Here is the solution, staying as close as possible to your code (which is very close, the main difference is that you only need a 1D matrix):
c=1;
e=1000000;
a=zeros(e,1);
for s=c:e
n=s;
t=1;
while n>1
if mod(n,2) == 0
n=n/2;
else
n=3*n+1;
end
t=t+1;
end
a(s)=t;
end
[f g]=max(a);
This takes a few seconds (note the preallocation), and the result g unlocks the Euler 14 door.
Simply put, there's not enough memory to hold the matrix a.
Why are you making a two-dimensional matrix here anyway? You're storing information that you can compute just as fast as looking it up.
There's a much better thing to memoize here.
EDIT: Looking again, you're not even using the stuff you put in that matrix! Why are you bothering to create it?
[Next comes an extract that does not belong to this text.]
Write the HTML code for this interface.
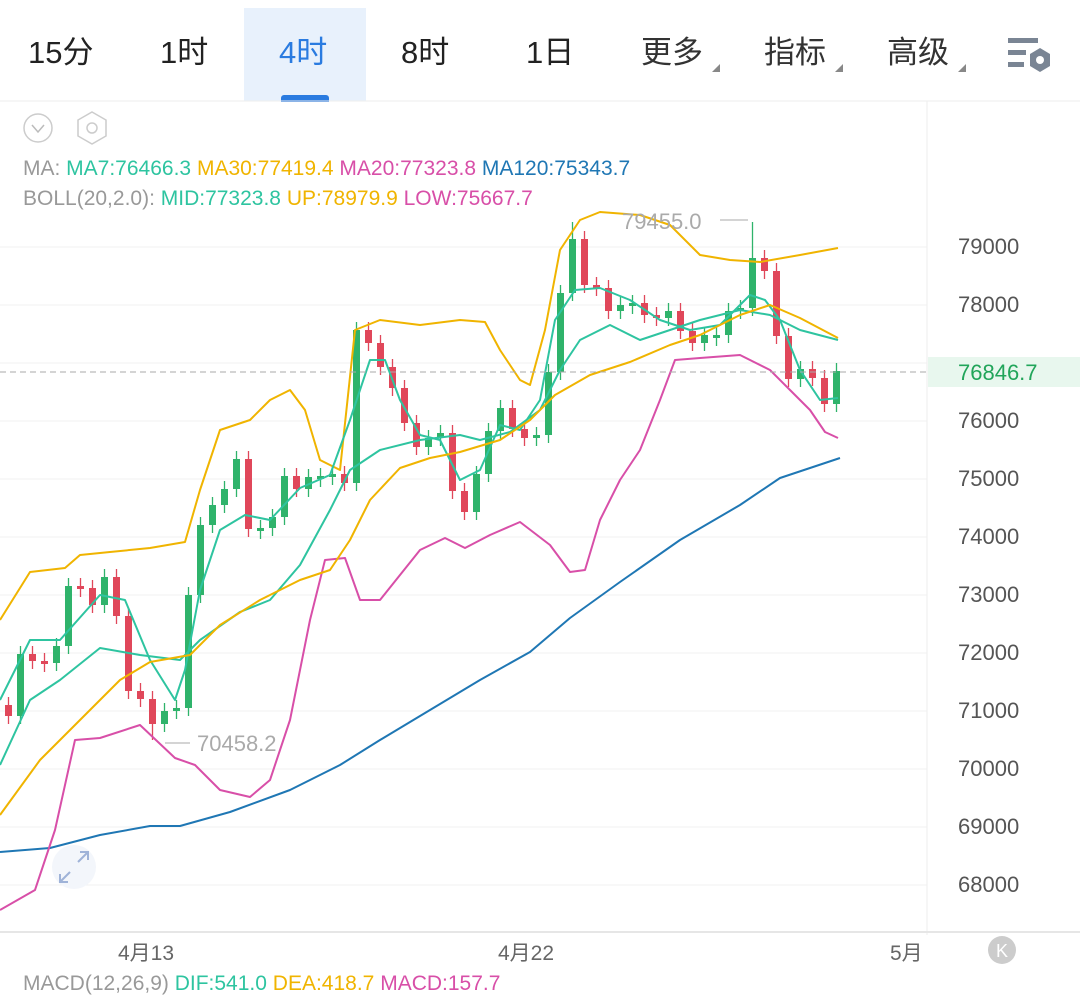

The code appears to be storing every sequence in a different row of a matrix. The number of columns of that matrix will be equal to the length of the longest sequence currently found. This means that a sequence of two numbers will be padded with a bunch of right hand zeros.
I am sure you can see how this is incredibly inefficient. That may be the point of the exercise, or it will be for you in this implementation.
Better is to keep a variable like "Seed of longest solution found" which would store the seed for the longest solution. I would also keep a "length of longest solution found" keep the length. As you try every new seed, if it wins the title of longest, then update those variables.
This will keep only what you need in memory.
Short Answer:Use a 2d sparse matrix instead.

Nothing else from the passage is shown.